- **Instruction**
Type out the data exactly as given. Skip any image.

## BEGIN Information shown

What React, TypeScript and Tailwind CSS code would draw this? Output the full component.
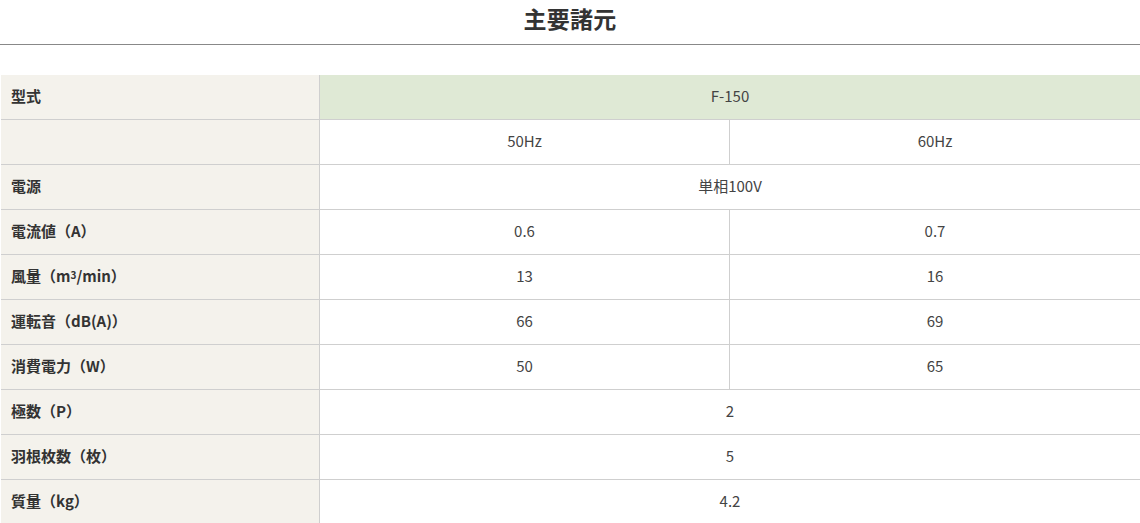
import React from "react";

const font = { fontFamily: '"Noto Sans CJK JP", "Noto Sans", sans-serif' };

type Row = { label: React.ReactNode; values: string[] };

const rows: Row[] = [
  { label: "電源", values: ["単相100V"] },
  { label: "電流値（A）", values: ["0.6", "0.7"] },
  {
    label: (
      <>
        風量（m<sup className="text-[10px] relative -top-[1px]">3</sup>/min）
      </>
    ),
    values: ["13", "16"],
  },
  { label: "運転音（dB(A)）", values: ["66", "69"] },
  { label: "消費電力（W）", values: ["50", "65"] },
  { label: "極数（P）", values: ["2"] },
  { label: "羽根枚数（枚）", values: ["5"] },
  { label: "質量（kg）", values: ["4.2"] },
];

function Label({ children }: { children?: React.ReactNode }) {
  return (
    <div className="w-[319px] shrink-0 bg-[#f4f2ec] border-r border-[#cfcfcf] flex items-center pl-[10px] pb-[2px] text-[15px] font-bold text-[#333]">
      {children}
    </div>
  );
}

const cell = "flex items-center justify-center pb-[2px] text-[15px] text-[#444]";

export default function App() {
  return (
    <div className="w-[1140px] bg-white" style={font}>
      <div className="h-[45px] flex items-center justify-center border-b border-[#888]">
        <h2 className="text-[23px] font-bold text-[#333] tracking-[0.3px] leading-none -mt-[8px]">主要諸元</h2>
      </div>
      <div className="mt-[30px] ml-[1px] w-[1139px]">
        <div className="flex h-[45px] border-b border-[#cfcfcf]">
          <Label>型式</Label>
          <div className={"flex-1 bg-[#dfe9d5] " + cell}>F-150</div>
        </div>
        <div className="flex h-[45px] border-b border-[#cfcfcf]">
          <Label />
          <div className={"w-[410px] border-r border-[#cfcfcf] " + cell}>50Hz</div>
          <div className={"flex-1 " + cell}>60Hz</div>
        </div>
        {rows.map((r, i) => (
          <div key={i} className="flex h-[45px] border-b border-[#cfcfcf]">
            <Label>{r.label}</Label>
            {r.values.length === 1 ? (
              <div className={"flex-1 " + cell}>{r.values[0]}</div>
            ) : (
              <>
                <div className={"w-[410px] border-r border-[#cfcfcf] " + cell}>{r.values[0]}</div>
                <div className={"flex-1 " + cell}>{r.values[1]}</div>
              </>
            )}
          </div>
        ))}
      </div>
    </div>
  );
}
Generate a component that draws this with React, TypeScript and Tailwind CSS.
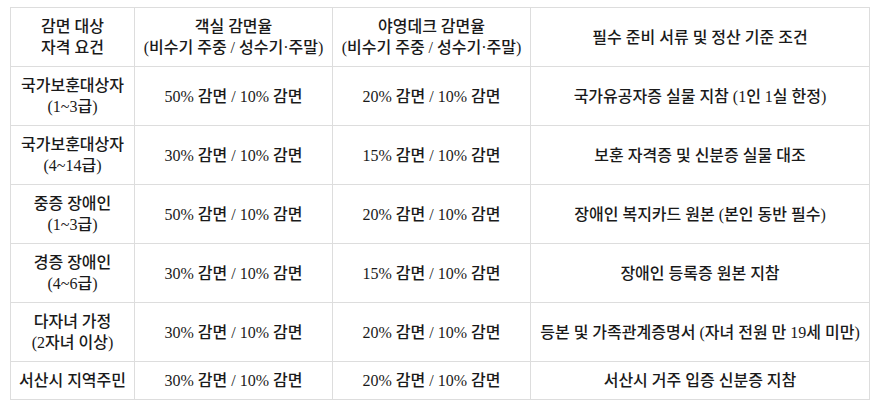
type Row = {
  target: string[];
  room: string;
  deck: string;
  docs: string;
};

const rows: Row[] = [
  { target: ['국가보훈대상자', '(1~3급)'], room: '50% 감면 / 10% 감면', deck: '20% 감면 / 10% 감면', docs: '국가유공자증 실물 지참 (1인 1실 한정)' },
  { target: ['국가보훈대상자', '(4~14급)'], room: '30% 감면 / 10% 감면', deck: '15% 감면 / 10% 감면', docs: '보훈 자격증 및 신분증 실물 대조' },
  { target: ['중증 장애인', '(1~3급)'], room: '50% 감면 / 10% 감면', deck: '20% 감면 / 10% 감면', docs: '장애인 복지카드 원본 (본인 동반 필수)' },
  { target: ['경증 장애인', '(4~6급)'], room: '30% 감면 / 10% 감면', deck: '15% 감면 / 10% 감면', docs: '장애인 등록증 원본 지참' },
  { target: ['다자녀 가정', '(2자녀 이상)'], room: '30% 감면 / 10% 감면', deck: '20% 감면 / 10% 감면', docs: '등본 및 가족관계증명서 (자녀 전원 만 19세 미만)' },
  { target: ['서산시 지역주민'], room: '30% 감면 / 10% 감면', deck: '20% 감면 / 10% 감면', docs: '서산시 거주 입증 신분증 지참' },
];

const cell = 'border border-[#dddddd] px-1 py-2 text-center align-middle whitespace-nowrap';

export default function App() {
  return (
    <div className="min-h-screen bg-white pl-[10px] pt-[7px] font-['Liberation_Serif','Noto_Sans_CJK_KR',serif] text-[16px] leading-[21px] font-medium text-[#1a1a1a]">
      <table className="w-[859px] table-fixed border-collapse">
        <colgroup>
          <col className="w-[124px]" />
          <col className="w-[198px]" />
          <col className="w-[198px]" />
          <col className="w-[339px]" />
        </colgroup>
        <thead>
          <tr>
            <th className={`${cell} font-medium`}>
              <div>감면 대상</div>
              <div>자격 요건</div>
            </th>
            <th className={`${cell} font-medium`}>
              <div>객실 감면율</div>
              <div>(비수기 주중 / 성수기·주말)</div>
            </th>
            <th className={`${cell} font-medium`}>
              <div>야영데크 감면율</div>
              <div>(비수기 주중 / 성수기·주말)</div>
            </th>
            <th className={`${cell} font-medium`}>필수 준비 서류 및 정산 기준 조건</th>
          </tr>
        </thead>
        <tbody>
          {rows.map((row) => (
            <tr key={row.target.join('')}>
              <td className={cell}>
                {row.target.map((line) => (
                  <div key={line}>{line}</div>
                ))}
              </td>
              <td className={cell}>{row.room}</td>
              <td className={cell}>{row.deck}</td>
              <td className={cell}>{row.docs}</td>
            </tr>
          ))}
        </tbody>
      </table>
    </div>
  );
}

## END Information shown

- **Worked answer**
What React, TypeScript and Tailwind CSS code would draw this? Output the full component.
import React from "react";

const font = { fontFamily: '"Noto Sans CJK JP", "Noto Sans", sans-serif' };

type Row = { label: React.ReactNode; values: string[] };

const rows: Row[] = [
  { label: "電源", values: ["単相100V"] },
  { label: "電流値（A）", values: ["0.6", "0.7"] },
  {
    label: (
      <>
        風量（m<sup className="text-[10px] relative -top-[1px]">3</sup>/min）
      </>
    ),
    values: ["13", "16"],
  },
  { label: "運転音（dB(A)）", values: ["66", "69"] },
  { label: "消費電力（W）", values: ["50", "65"] },
  { label: "極数（P）", values: ["2"] },
  { label: "羽根枚数（枚）", values: ["5"] },
  { label: "質量（kg）", values: ["4.2"] },
];

function Label({ children }: { children?: React.ReactNode }) {
  return (
    <div className="w-[319px] shrink-0 bg-[#f4f2ec] border-r border-[#cfcfcf] flex items-center pl-[10px] pb-[2px] text-[15px] font-bold text-[#333]">
      {children}
    </div>
  );
}

const cell = "flex items-center justify-center pb-[2px] text-[15px] text-[#444]";

export default function App() {
  return (
    <div className="w-[1140px] bg-white" style={font}>
      <div className="h-[45px] flex items-center justify-center border-b border-[#888]">
        <h2 className="text-[23px] font-bold text-[#333] tracking-[0.3px] leading-none -mt-[8px]">主要諸元</h2>
      </div>
      <div className="mt-[30px] ml-[1px] w-[1139px]">
        <div className="flex h-[45px] border-b border-[#cfcfcf]">
          <Label>型式</Label>
          <div className={"flex-1 bg-[#dfe9d5] " + cell}>F-150</div>
        </div>
        <div className="flex h-[45px] border-b border-[#cfcfcf]">
          <Label />
          <div className={"w-[410px] border-r border-[#cfcfcf] " + cell}>50Hz</div>
          <div className={"flex-1 " + cell}>60Hz</div>
        </div>
        {rows.map((r, i) => (
          <div key={i} className="flex h-[45px] border-b border-[#cfcfcf]">
            <Label>{r.label}</Label>
            {r.values.length === 1 ? (
              <div className={"flex-1 " + cell}>{r.values[0]}</div>
            ) : (
              <>
                <div className={"w-[410px] border-r border-[#cfcfcf] " + cell}>{r.values[0]}</div>
                <div className={"flex-1 " + cell}>{r.values[1]}</div>
              </>
            )}
          </div>
        ))}
      </div>
    </div>
  );
}
Generate a component that draws this with React, TypeScript and Tailwind CSS.
type Row = {
  target: string[];
  room: string;
  deck: string;
  docs: string;
};

const rows: Row[] = [
  { target: ['국가보훈대상자', '(1~3급)'], room: '50% 감면 / 10% 감면', deck: '20% 감면 / 10% 감면', docs: '국가유공자증 실물 지참 (1인 1실 한정)' },
  { target: ['국가보훈대상자', '(4~14급)'], room: '30% 감면 / 10% 감면', deck: '15% 감면 / 10% 감면', docs: '보훈 자격증 및 신분증 실물 대조' },
  { target: ['중증 장애인', '(1~3급)'], room: '50% 감면 / 10% 감면', deck: '20% 감면 / 10% 감면', docs: '장애인 복지카드 원본 (본인 동반 필수)' },
  { target: ['경증 장애인', '(4~6급)'], room: '30% 감면 / 10% 감면', deck: '15% 감면 / 10% 감면', docs: '장애인 등록증 원본 지참' },
  { target: ['다자녀 가정', '(2자녀 이상)'], room: '30% 감면 / 10% 감면', deck: '20% 감면 / 10% 감면', docs: '등본 및 가족관계증명서 (자녀 전원 만 19세 미만)' },
  { target: ['서산시 지역주민'], room: '30% 감면 / 10% 감면', deck: '20% 감면 / 10% 감면', docs: '서산시 거주 입증 신분증 지참' },
];

const cell = 'border border-[#dddddd] px-1 py-2 text-center align-middle whitespace-nowrap';

export default function App() {
  return (
    <div className="min-h-screen bg-white pl-[10px] pt-[7px] font-['Liberation_Serif','Noto_Sans_CJK_KR',serif] text-[16px] leading-[21px] font-medium text-[#1a1a1a]">
      <table className="w-[859px] table-fixed border-collapse">
        <colgroup>
          <col className="w-[124px]" />
          <col className="w-[198px]" />
          <col className="w-[198px]" />
          <col className="w-[339px]" />
        </colgroup>
        <thead>
          <tr>
            <th className={`${cell} font-medium`}>
              <div>감면 대상</div>
              <div>자격 요건</div>
            </th>
            <th className={`${cell} font-medium`}>
              <div>객실 감면율</div>
              <div>(비수기 주중 / 성수기·주말)</div>
            </th>
            <th className={`${cell} font-medium`}>
              <div>야영데크 감면율</div>
              <div>(비수기 주중 / 성수기·주말)</div>
            </th>
            <th className={`${cell} font-medium`}>필수 준비 서류 및 정산 기준 조건</th>
          </tr>
        </thead>
        <tbody>
          {rows.map((row) => (
            <tr key={row.target.join('')}>
              <td className={cell}>
                {row.target.map((line) => (
                  <div key={line}>{line}</div>
                ))}
              </td>
              <td className={cell}>{row.room}</td>
              <td className={cell}>{row.deck}</td>
              <td className={cell}>{row.docs}</td>
            </tr>
          ))}
        </tbody>
      </table>
    </div>
  );
}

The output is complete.